Functions to operate on Unicode sets:

  • Intersection
  • Difference
  • Union
  • Inversion

Summary

Functions

Combines all the ranges into a single list

Compact overlapping and adjacent ranges

Returns the complement (inverse) of a set.

Removes one list of 2-tuples representing Unicode codepoints from another.

Expand takes a reduced AST and expands it into a single list of codepoint tuples.

Expand string ranges like {ab}-{cd}

Returns a boolean indicating whether the given AST includes set operations intersection or difference.

Returns the intersection of two lists of 2-tuples representing codepoint ranges.

Reduces all sets, properties and ranges to a list of 2-tuples expressing a range of codepoints.

Returns the difference of two lists of 2-tuples representing codepoint ranges.

Prewalks the expanded AST from a parsed Unicode Set invoking a function on each codepoint range in the set.

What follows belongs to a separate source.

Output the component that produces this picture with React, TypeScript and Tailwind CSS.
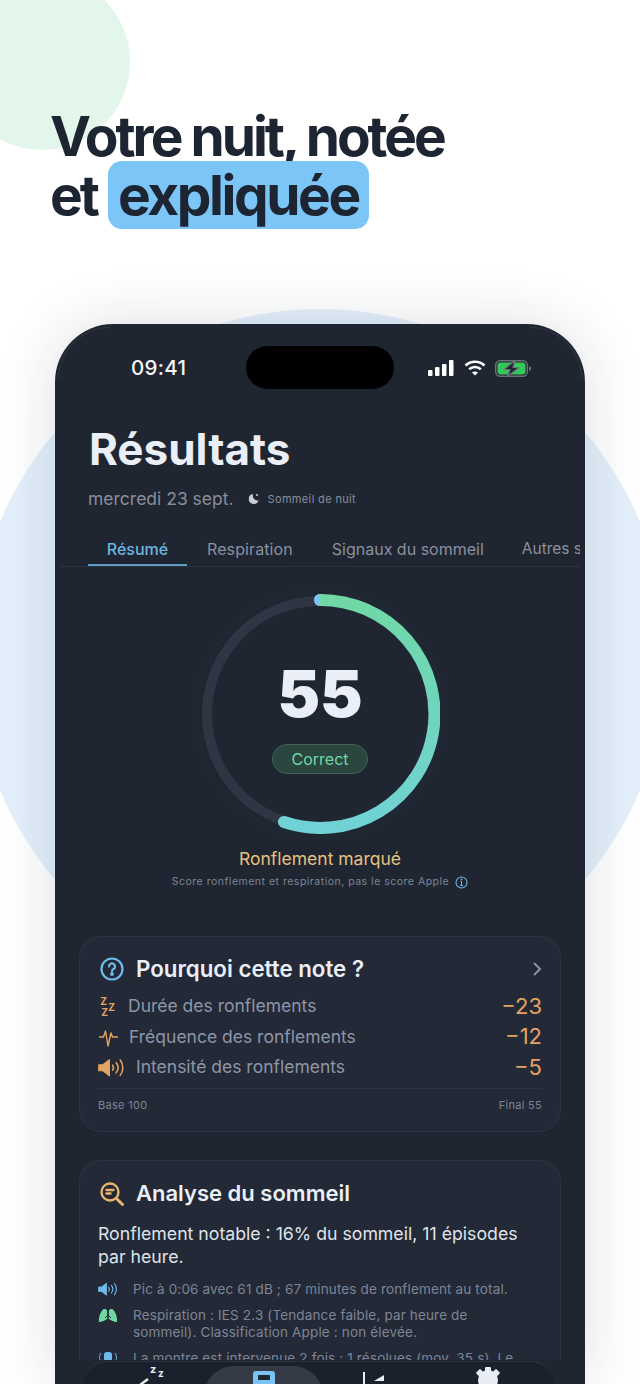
const font = "font-['Inter','Liberation_Sans',sans-serif]";

function CellBars() {
  return (
    <svg width="26" height="16" viewBox="0 0 26 16" fill="#fff">
      <rect x="0" y="10" width="4.5" height="6" rx="1" />
      <rect x="7" y="7" width="4.5" height="9" rx="1" />
      <rect x="14" y="4" width="4.5" height="12" rx="1" />
      <rect x="21" y="0" width="4.5" height="16" rx="1" />
    </svg>
  );
}

function WifiGlyph() {
  return (
    <svg width="22" height="16" viewBox="0 0 22 16" fill="none" stroke="#fff" strokeWidth="2.6">
      <path d="M1.5 5.5c5.400-5 13.600-5 19 0" />
      <path d="M5.200 9.200c3.300-3 8.300-3 11.600 0" />
      <path d="M11 15.600l-3-3c1.700-1.500 4.300-1.500 6 0z" fill="#fff" stroke="none" />
    </svg>
  );
}

function BatteryCharging() {
  return (
    <svg width="37" height="17" viewBox="0 0 37 17">
      <rect x="0.700" y="0.700" width="31.600" height="15.600" rx="4.500" fill="none" stroke="#6b7278" strokeWidth="1.400" />
      <rect x="2.500" y="2.500" width="28" height="12" rx="3" fill="#34c759" />
      <path d="M34 6v5c1.400-.4 2.200-1.400 2.200-2.500S35.400 6.400 34 6z" fill="#6b7278" />
      <path d="M20 0.500 9 9.500h6L12.500 16.500 24 7.500h-6z" fill="#1f2531" stroke="#6b7278" strokeWidth="1.200" strokeLinejoin="round" />
    </svg>
  );
}

function SpeakerWaves({ color, size }: { color: string; size: number }) {
  return (
    <svg width={size} height={size * 0.72} viewBox="0 0 26 19" fill="none">
      <path d="M0.500 6.500h4L11 1.500v16l-6.500-5h-4z" fill={color} stroke={color} strokeLinejoin="round" />
      <path d="M14 7c1.200 1.500 1.200 3.500 0 5M17.500 4.500c2.400 3 2.400 7 0 10M21.500 2c3.400 4.300 3.400 10.700 0 15" stroke={color} strokeWidth="1.500" strokeLinecap="round" />
    </svg>
  );
}

function ScoreRing() {
  return (
    <svg width="240" height="240" viewBox="0 0 240 240" className="block">
      <defs>
        <linearGradient id="arc" x1="0" y1="0" x2="0" y2="1">
          <stop offset="0" stopColor="#6fd8a5" />
          <stop offset="1" stopColor="#70d2d6" />
        </linearGradient>
      </defs>
      <circle cx="120" cy="120" r="113" fill="none" stroke="#2f3542" strokeWidth="10" />
      <path
        d="M120 6A114 114 0 1 1 84 228"
        fill="none"
        stroke="url(#arc)"
        strokeWidth="12"
        strokeLinecap="round"
      />
      <path d="M120 0A6 6 0 0 0 120 12z" fill="#7cc3f5" />
    </svg>
  );
}

function WhyRow({ icon, label, value, gap }: { icon: React.ReactNode; label: string; value: string; gap: string }) {
  return (
    <div className="flex h-[30.500px] items-center justify-between">
      <div className={`flex items-center ${gap}`}>
        {icon}
        <span className="text-[17.500px] text-[#8e96a6]">{label}</span>
      </div>
      <span className="text-[22px] text-[#e3a362]">{value}</span>
    </div>
  );
}

function NavIcons() {
  return (
    <div className="absolute bottom-0 left-[84px] h-[23px] w-[470px] overflow-hidden rounded-t-[34px] border-t border-[#2c3340] bg-[#1b212c]">
      <div className="absolute left-[120px] top-[4px] h-[40px] w-[119px] rounded-t-[30px] bg-[#343a46]" />
      <svg className="absolute left-[52px] top-[2px]" width="32" height="21" viewBox="0 0 32 21" fill="none">
        <path d="M4 21l8-6" stroke="#e8ecf4" strokeWidth="2.500" />
        <text x="14" y="9" fontSize="11" fontWeight="700" fill="#e8ecf4">z</text>
        <text x="22" y="13" fontSize="10" fontWeight="700" fill="#e8ecf4">z</text>
      </svg>
      <div className="absolute left-[169px] top-[9px] h-[20px] w-[22px] rounded-[3px] bg-[#7cc3f5]">
        <div className="mx-[5px] mt-[4px] h-[5px] rounded-[1px] bg-[#1f2531]" />
      </div>
      <div className="absolute left-[279px] top-[10px] h-[14px] w-[2px] bg-[#e8ecf4]" />
      <svg className="absolute left-[287px] top-[13px]" width="14" height="10" viewBox="0 0 14 10" fill="#e8ecf4">
        <path d="M13 0v6H3z" />
      </svg>
      <svg className="absolute left-[391px] top-[5px]" width="26" height="20" viewBox="0 0 26 20" fill="#e8ecf4">
        <circle cx="13" cy="13" r="10" />
        <rect x="10" y="0" width="6" height="6" rx="1" />
        <rect x="2" y="3" width="6" height="6" rx="1" transform="rotate(-45 5 6)" />
        <rect x="18" y="3" width="6" height="6" rx="1" transform="rotate(45 21 6)" />
      </svg>
    </div>
  );
}

export default function App() {
  return (
    <div className={`relative h-[1384px] w-[640px] overflow-hidden bg-white ${font}`}>
      <div className="absolute -left-[46px] -top-[26px] h-[176px] w-[176px] rounded-full bg-[#e2f6ec]" />
      <div className="absolute -left-[27px] top-[309px] h-[694px] w-[694px] rounded-full bg-[#e3f0fb]" />

      <div className="relative px-[50px] pt-[105px]">
        <h1 className="text-[55px] font-bold leading-[62px] tracking-[-3px] text-[#1d2432]">
          <div className="-mb-[6px]">Votre nuit, notée</div>
          <div className="flex items-center">
            et
            <span className="ml-[11px] inline-flex h-[68px] items-center rounded-[14px] bg-[#7cc6f7] px-[10px] tracking-[-2.400px]">expliquée</span>
          </div>
        </h1>
      </div>

      <div className="absolute left-[55px] top-[324px] h-[1060px] w-[530px] overflow-hidden rounded-t-[58px] bg-[#1f2531] shadow-[0_0_60px_rgba(20,30,50,0.14)]">
        {/* liseré du bord, visible seulement dans les coins */}
        <div className="absolute left-[3px] top-[3px] h-[52px] w-[52px] rounded-tl-[55px] border-l border-t border-[#2f3644]" />
        <div className="absolute right-[3px] top-[3px] h-[52px] w-[52px] rounded-tr-[55px] border-r border-t border-[#2f3644]" />

        <div className="relative flex h-[65px] items-end justify-between pb-[6px] pl-[76px] pr-[53px]">
          <span className="text-[20.500px] font-medium leading-[30px] tracking-[0.3px] text-[#f3f5f8]">09:41</span>
          <div className="absolute left-[191px] top-[22px] h-[43px] w-[148px] rounded-full bg-black" />
          <div className="flex h-[30px] items-center">
            <CellBars />
            <span className="ml-[10px]"><WifiGlyph /></span>
            <span className="ml-[9px]"><BatteryCharging /></span>
          </div>
        </div>

        <div className="pl-[34px]">
          <h2 className="mt-[32px] text-[44px] font-bold leading-[56px] text-[#e9eef7]">Résultats</h2>
          <div className="mt-[8px] flex h-[28px] items-center -translate-x-[1px]">
            <span className="text-[17.500px] text-[#878e9c]">mercredi 23 sept.</span>
            <svg className="ml-[12px]" width="14" height="14" viewBox="0 0 14 14" fill="#c9ced7">
              <path d="M7 2a5 5 0 1 0 5.500 6.500A5 5 0 0 1 7 2z" />
              <circle cx="11" cy="3" r="1" />
            </svg>
            <span className="ml-[8px] text-[11px] tracking-[0.35px] text-[#878e9c]">Sommeil de nuit</span>
          </div>
        </div>

        <div className="relative mx-[5px] mt-[17px] flex h-[37px] overflow-hidden border-b border-[#2b3240] pl-[28px]">
          <div className="relative w-[99px] shrink-0 text-center text-[16px] font-medium leading-[38px] text-[#6eb4e0]">
            Résumé
            <div className="absolute bottom-0 left-0 h-[2px] w-full bg-[#5f9cc4]" />
          </div>
          <span className="ml-[20px] shrink-0 whitespace-nowrap text-[16px] leading-[38px] tracking-[0.1px] text-[#8a919f]">Respiration</span>
          <span className="ml-[39px] shrink-0 whitespace-nowrap text-[16px] leading-[38px] text-[#8a919f]">Signaux du sommeil</span>
          <span className="ml-[38px] shrink-0 whitespace-nowrap text-[15.500px] leading-[38px] text-[#8a919f]">Autres signaux</span>
        </div>

        <div className="relative mx-auto mt-[27px] h-[240px] w-[240px] rounded-full shadow-[0_0_50px_rgba(110,216,190,0.04)]">
          <ScoreRing />
          <div className="absolute inset-0 flex flex-col items-center">
            <span className="mt-[60px] text-[64px] font-black leading-[80px] text-[#eaeef7]">55</span>
            <span className="mt-[10px] flex h-[30px] w-[96px] items-center justify-center rounded-full border border-[#3f6458] bg-[#2b463f] text-[16px] text-[#6fd8a5]">
              Correct
            </span>
          </div>
        </div>

        <div className="mt-[12px] text-center text-[17.500px] leading-[26px] text-[#e5c27f]">Ronflement marqué</div>
        <div className="mt-[2px] flex items-center justify-center gap-[6px] text-[10.500px] leading-[16px] tracking-[0.5px] text-[#7d8596]">
          Score ronflement et respiration, pas le score Apple
          <svg width="13" height="13" viewBox="0 0 13 13" fill="none" stroke="#6eb4e0" strokeWidth="1.100">
            <circle cx="6.500" cy="6.500" r="5.500" />
            <path d="M6.500 5.500v4M5 9.500h3M5.500 5.500h1" />
            <circle cx="6.500" cy="3.500" r="0.400" />
          </svg>
        </div>

        <div className="mx-[24px] mt-[46px] h-[196px] rounded-[22px] border border-[#2e3542] bg-[#232936] px-[18px]">
          <div className="flex h-[54px] items-center justify-between pt-[10px]">
            <div className="flex items-center gap-[12px]">
              <svg className="ml-[2px]" width="24" height="24" viewBox="0 0 24 24" fill="none" stroke="#6fbcec" strokeWidth="2.200">
                <circle cx="12" cy="12" r="10.500" />
                <path d="M9 9.500a3 3 0 1 1 4.500 2.600c-1 .5-1.500 1-1.500 2" strokeLinecap="round" />
                <circle cx="12" cy="17" r="0.800" fill="#6fbcec" />
              </svg>
              <span className="text-[22.300px] font-semibold text-[#eaeef7]">Pourquoi cette note ?</span>
            </div>
            <svg width="12" height="16" viewBox="0 0 12 16" fill="none" stroke="#8a919f" strokeWidth="2" className="mr-[-1px]">
              <path d="M3 2l6 6-6 6" />
            </svg>
          </div>
          <WhyRow
            gap="gap-[10px]"
            value="−23"
            label="Durée des ronflements"
            icon={
              <span className="relative block h-[22px] w-[20px] text-[13px] font-medium leading-none text-[#e3a362]">
                <span className="absolute left-[2px] top-[-1px]">z</span>
                <span className="absolute left-[10px] top-[5px]">z</span>
                <span className="absolute left-[3px] top-[10px]">z</span>
              </span>
            }
          />
          <WhyRow
            gap="gap-[10px]"
            value="−12"
            label="Fréquence des ronflements"
            icon={
              <svg width="21" height="24" viewBox="0 0 21 24" fill="none" stroke="#e3a362" strokeWidth="1.400" strokeLinejoin="round">
                <path d="M1 12h4.500l2-6 2.500 15 3-13 1.500 4H20" />
              </svg>
            }
          />
          <WhyRow gap="gap-[11px]" value="−5" label="Intensité des ronflements" icon={<SpeakerWaves color="#e3a362" size={27} />} />
          <div className="mt-[5px] flex h-[34px] items-center justify-between border-t border-[#2e3542] text-[11px] tracking-[0.3px] text-[#7d8596]">
            <span>Base 100</span>
            <span>Final 55</span>
          </div>
        </div>

        <div className="mx-[24px] mt-[28px] h-[260px] rounded-[22px] border border-[#2e3542] bg-[#232936] px-[18px]">
          <div className="flex h-[64px] items-center gap-[12px] pt-[1px]">
            <svg className="ml-[2px]" width="24" height="24" viewBox="0 0 24 24" fill="none">
              <circle cx="10" cy="10" r="8.500" stroke="#e8b46d" strokeWidth="2.400" />
              <path d="M16.500 16.500l6 6" stroke="#e8b46d" strokeWidth="3" strokeLinecap="round" />
              <path d="M6.500 8h7M6.500 11.500h4" stroke="#e8b46d" strokeWidth="2.400" strokeLinecap="round" />
            </svg>
            <span className="text-[22px] font-semibold text-[#eaeef7]">Analyse du sommeil</span>
          </div>
          <p className="-mt-[3px] text-[17.700px] leading-[23px] text-[#dfe3ea]">
            Ronflement notable : 16% du sommeil, 11 épisodes par heure.
          </p>
          <div className="mt-[13px] flex items-start gap-[15px] pr-[20px] text-[13.500px] leading-[17px] tracking-[0.15px] text-[#7d8596]">
            <span className="mt-[1px] block w-[20px] shrink-0">
              <SpeakerWaves color="#6fbcec" size={20} />
            </span>
            <span>Pic à 0:06 avec 61 dB ; 67 minutes de ronflement au total.</span>
          </div>
          <div className="mt-[9px] flex items-start gap-[15px] pr-[20px] text-[13.500px] leading-[17px] tracking-[0.15px] text-[#7d8596]">
            <svg className="mt-[1px] shrink-0" width="20" height="15" viewBox="0 0 20 15">
              <path d="M1 14c-.5-5 1.500-10 4-12.500 1.500-1 3.500-.5 4.200 1.500V11c-2 1.500-5.200 3-8.200 3zM19 14c.5-5-1.500-10-4-12.500-1.500-1-3.500-.5-4.200 1.500V11c2 1.500 5.200 3 8.200 3z" fill="#6fd8a5" />
              <path d="M10 1v6M10 7l-3 3M10 7l3 3" stroke="#232936" strokeWidth="1" fill="none" />
            </svg>
            <span>Respiration : IES 2.3 (Tendance faible, par heure de sommeil). Classification Apple : non élevée.</span>
          </div>
          <div className="mt-[9px] flex items-start gap-[15px] pr-[20px] text-[13.500px] leading-[17px] tracking-[0.15px] text-[#7d8596]">
            <svg className="mt-[1px] shrink-0" width="20" height="15" viewBox="0 0 20 15" fill="none">
              <rect x="6" y="1" width="8" height="10" rx="3" fill="#6fbcec" />
              <path d="M3 2c-2 3-2 6 0 9M17 2c2 3 2 6 0 9" stroke="#6fbcec" />
            </svg>
            <span className="whitespace-nowrap">La montre est intervenue 2 fois : 1 résolues (moy. 35 s). Le</span>
          </div>
        </div>
      </div>

      <div className="absolute bottom-0 left-[55px] h-[24px] w-[530px] bg-[#1f2531]" />
      <NavIcons />
    </div>
  );
}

Merges two lists of 2-tuples representing ranges of codepoints. The result is a single list of 2-tuple codepoint ranges that includes all codepoint from the two lists.

Functions

combine(other)

Combines all the ranges into a single list

This function is called iff the Unicode Sets are formed by unions only. If the set operations of intersection or difference are present then the ranges will need to be expanded via expand/1.

compact_ranges(ranges)

Compact overlapping and adjacent ranges

complement(set)

Returns the complement (inverse) of a set.

difference(a, b)

Removes one list of 2-tuples representing Unicode codepoints from another.

Returns the first list of codepoint ranges minus the codepoints in the second list.

expand(unicode_set)

Expand takes a reduced AST and expands it into a single list of codepoint tuples.

expand_string_range(arg1)

expand_string_ranges(ranges)

Expand string ranges like {ab}-{cd}

has_difference_or_intersection?(arg1)

Returns a boolean indicating whether the given AST includes set operations intersection or difference.

When these operations exist then all ranges - including ^ ranges needs to be expanded. If there are no intersections or differences then the ^ ranges can be directly translated to guard clauses or a list of elixir ranges.

intersect(a, b)

Returns the intersection of two lists of 2-tuples representing codepoint ranges.

The result is a single list of codepoint ranges that represents the common codepoints in the two lists.

reduce(unicode_set)

Reduces all sets, properties and ranges to a list of 2-tuples expressing a range of codepoints.

It can return one of two forms

[{:in, [tuple_list]}] for an inclusion list

[{:not_in, [tuple_list]}] for an exclusion list

or a combination of both.

Attempts are made to preserve :not_in clauses as long as possible since many uses, like regexes and nimble_parsec can consume :not_in style ranges.

When only single character classes are presented, or several classes which are unions, :not_in can be preserved.

When intersections and differences are required, the rnages must be both reduced and expanded in order for this set operations to complete.

symmetric_difference(this, that)

Returns the difference of two lists of 2-tuples representing codepoint ranges.

The result is a single list of codepoint ranges that represents the codepoints that are in either of the two lists but not both.

traverse(ranges, fun)

Prewalks the expanded AST from a parsed Unicode Set invoking a function on each codepoint range in the set.

traverse(range, var, fun)

union(a_list, b_list)

Merges two lists of 2-tuples representing ranges of codepoints. The result is a single list of 2-tuple codepoint ranges that includes all codepoint from the two lists.